A woman who was allegedly repeatedly raped by her older brother as a child has told a jury how she confronted him after the abuse stopped, telling him she would see him in court one day.
The man, who cannot be named for legal reasons, has pleaded not (NOT) guilty at the Central Criminal Court to 56 counts of rape and 15 counts of sexual assault in Co Waterford on dates between December 1983 and June 1988.
The jury has heard that the abuse allegedly started when the complainant was four years old and continued until she was aged 10 or 12.
The woman, now aged 41, says her brother abused her in their family home in Co Waterford and at various other nearby locations including fields, woodlands, school grounds, a community centre and a clubhouse.
On her third day giving evidence yesterday the woman told Caroline Biggs SC, prosecuting, how she wrote a letter to her brother in 1995 when she had left the family home.
She said she later heard he hadn't received the letter so she retrieved it and went to the family home to give it to him.
She told the court she handed it to her brother and told him to read it, which he did.
“In the letter I told him that I would never forgive him, that he took my virginity, that he robbed me of my education and almost destroyed me,” the woman said.
She said she told her brother that once he had read it, “we were nothing to each other”.
The accused man “didn't say a word” after reading the letter, the woman said. “Before I left the house, I told him I would see him in court one day. And that was the last thing I ever said to him.”
The court heard the woman went to gardaí in 2010, but said the garda she met “wasn't very helpful”.
“He told me it was a long time ago and if you're doing it for financial gain, you're wasting your time,” she said.
The woman denied she was seeking financial gain, telling the jury: “He has nothing I want.”
“I wish he would just admit what he did to me and apologise,” she said tearfully.
She said she went to counselling and went back to the gardaí in 2015. “I was going to be 40 the following year,” she said. “It has already affected so much of my life and every aspect of my life.

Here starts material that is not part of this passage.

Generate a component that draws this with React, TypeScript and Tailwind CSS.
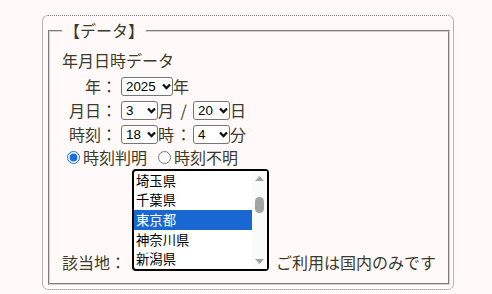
import { useState } from 'react';

const visiblePrefs = ['埼玉県', '千葉県', '東京都', '神奈川県', '新潟県'];

const years = ['2023', '2024', '2025', '2026'];
const months = Array.from({ length: 12 }, (_, i) => String(i + 1));
const days = Array.from({ length: 31 }, (_, i) => String(i + 1));
const hours = Array.from({ length: 24 }, (_, i) => String(i));
const minutes = Array.from({ length: 60 }, (_, i) => String(i));

const selectCls =
  "h-[19px] appearance-none rounded-[3px] border border-[#767676] bg-white pl-[4px] pr-[12px] text-[13.33px] leading-[17px] text-black font-['Liberation_Sans','Noto_Sans_CJK_JP',sans-serif]";

function Picker({ value, options, width }: { value: string; options: string[]; width: string }) {
  return (
    <span className="relative flex">
      <select defaultValue={value} className={`${selectCls} ${width}`}>
        {options.map((o) => (
          <option key={o} value={o}>
            {o}
          </option>
        ))}
      </select>
      {/* chevron */}
      <svg
        width="9"
        height="7"
        viewBox="0 0 9 7"
        className="pointer-events-none absolute right-[2px] top-[6px]"
      >
        <path d="M1 1.5 L4.5 5 L8 1.5" fill="none" stroke="#111" strokeWidth="2.3" />
      </svg>
    </span>
  );
}

export default function App() {
  const [known, setKnown] = useState(true);
  const [pref, setPref] = useState('東京都');

  return (
    <div className="min-h-[294px] w-[492px] bg-[#fffaf9] pl-[42px] pt-[15px] text-[16px] text-[#3b3b2a] font-['Noto_Sans_CJK_JP',sans-serif]">
      <div className="h-[275px] w-[412px] rounded-[6px] border border-[#b4b4b4] border-y-[#7a7a7a] px-[5px] pb-[4px] pt-[3px] [border-style:dotted_solid]">
        <fieldset className="h-full border-2 border-[#d0d0d0] px-3 pt-[6px] [border-style:groove]">
          <legend className="px-[2px] leading-[23px]">【データ】</legend>

          {/* 年月日時 */}
          <div className="h-[24px] leading-[24px]">年月日時データ</div>

          <div className="mt-[2px] flex h-[24px] items-center">
            <span className="mr-[4px] w-[55px] text-right">年：</span>
            <Picker value="2025" options={years} width="w-[52px]" />
            <span>年</span>
          </div>

          <div className="flex h-[24px] items-center">
            <span className="mr-[4px] w-[55px] text-right">月日：</span>
            <Picker value="3" options={months} width="w-[37px]" />
            <span>月</span>
            <span className="w-[19px] text-center">/</span>
            <Picker value="20" options={days} width="w-[37px]" />
            <span>日</span>
          </div>

          <div className="flex h-[24px] items-center">
            <span className="mr-[4px] w-[55px] text-right">時刻：</span>
            <Picker value="18" options={hours} width="w-[37px]" />
            <span>時</span>
            <span className="w-[19px] text-center">：</span>
            <Picker value="4" options={minutes} width="w-[37px]" />
            <span>分</span>
          </div>

          {/* 時刻判明 / 不明 */}
          <div className="flex h-[22px] items-center">
            <label className="flex items-center">
              <input
                type="radio"
                name="known"
                checked={known}
                onChange={() => setKnown(true)}
                className="ml-[5px] mr-[3px] h-[13px] w-[13px] accent-[#1a6fd9]"
              />
              時刻判明
            </label>
            <label className="ml-[6px] flex items-center">
              <input
                type="radio"
                name="known"
                checked={!known}
                onChange={() => setKnown(false)}
                className="ml-[5px] mr-[3px] h-[13px] w-[13px] accent-[#1a6fd9]"
              />
              時刻不明
            </label>
          </div>

          {/* 該当地 */}
          <div className="mt-[1px] flex items-end">
            <span className="w-[70px] shrink-0 leading-[18px]">該当地：</span>
            <div className="flex h-[102px] w-[137px] shrink-0 rounded-[4px] border-2 border-black bg-white">
              <ul className="w-[118px] overflow-hidden text-[13.33px] text-black">
                {visiblePrefs.map((p) => (
                  <li
                    key={p}
                    onClick={() => setPref(p)}
                    className={`flex h-[19.6px] items-center px-[2px] ${
                      p === pref ? 'bg-[#1967d2] text-white' : ''
                    }`}
                  >
                    {p}
                  </li>
                ))}
              </ul>
              {/* scrollbar */}
              <div className="flex w-[15px] flex-col items-center bg-[#fafafa]">
                <div className="flex h-[15px] items-center justify-center">
                  <svg width="9" height="5" viewBox="0 0 9 5">
                    <polygon points="4.5,0 9,5 0,5" fill="#a3a3a3" />
                  </svg>
                </div>
                <div className="flex-1">
                  <div className="mt-[11px] h-[16px] w-[9px] rounded-full bg-[#a3a3a3]" />
                </div>
                <div className="flex h-[15px] items-center justify-center">
                  <svg width="9" height="5" viewBox="0 0 9 5">
                    <polygon points="0,0 9,0 4.5,5" fill="#a3a3a3" />
                  </svg>
                </div>
              </div>
            </div>
            <span className="ml-[7px] shrink-0 whitespace-nowrap leading-[18px]">ご利用は国内のみです</span>
          </div>
        </fieldset>
      </div>
    </div>
  );
}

Every decision I have ever made, he has had control over. I wasn't spending the next 40 years living the way I have been.”
The court has heard the man was arrested in August 2015 on foot of his sister's allegations, but he denied any improper sexual activity with her.
Beginning his cross-examination of the woman, defence barrister, Colman Cody SC, took her through photographs of various locations where she alleges the rapes took place.
He asked her about her relationship with her father, noting they didn't seem to get on.
“Our relationship was fine when I was younger,” the woman replied. “When I got older and I saw what kind of a man he was, we did not have a good relationship.”
The court heard the woman looked after her mother before she died. After her mother's death, she said her father refused to allow her to resume her education.
“I was cooking and cleaning. I was to take over where my mother had left off. I was to look after the (other family members),” she said.
“I wasn't happy about it,” she added.
Mr Cody asked the woman about a particular alleged incident she described to the jury this week, in which she said she was down at a river with a younger brother before the accused called her away and raped her against a tree.
When she returned to her younger brother, he said the older brother had told her he had tied her to a tree and left her there. Mr Cody noted this incident was not outlined in any of the statements the woman made to gardaí.
The woman said she had mentioned various incidents down at the river in general terms.
“There are plenty of incidents that are not in my statements,” she said. “If I was to sit here and tell you every incident I remember, I would be here a long time.”
The trial continues before Ms Justice Eileen Creedon and a jury of five women and six men. One juror was discharged as they were no longer available.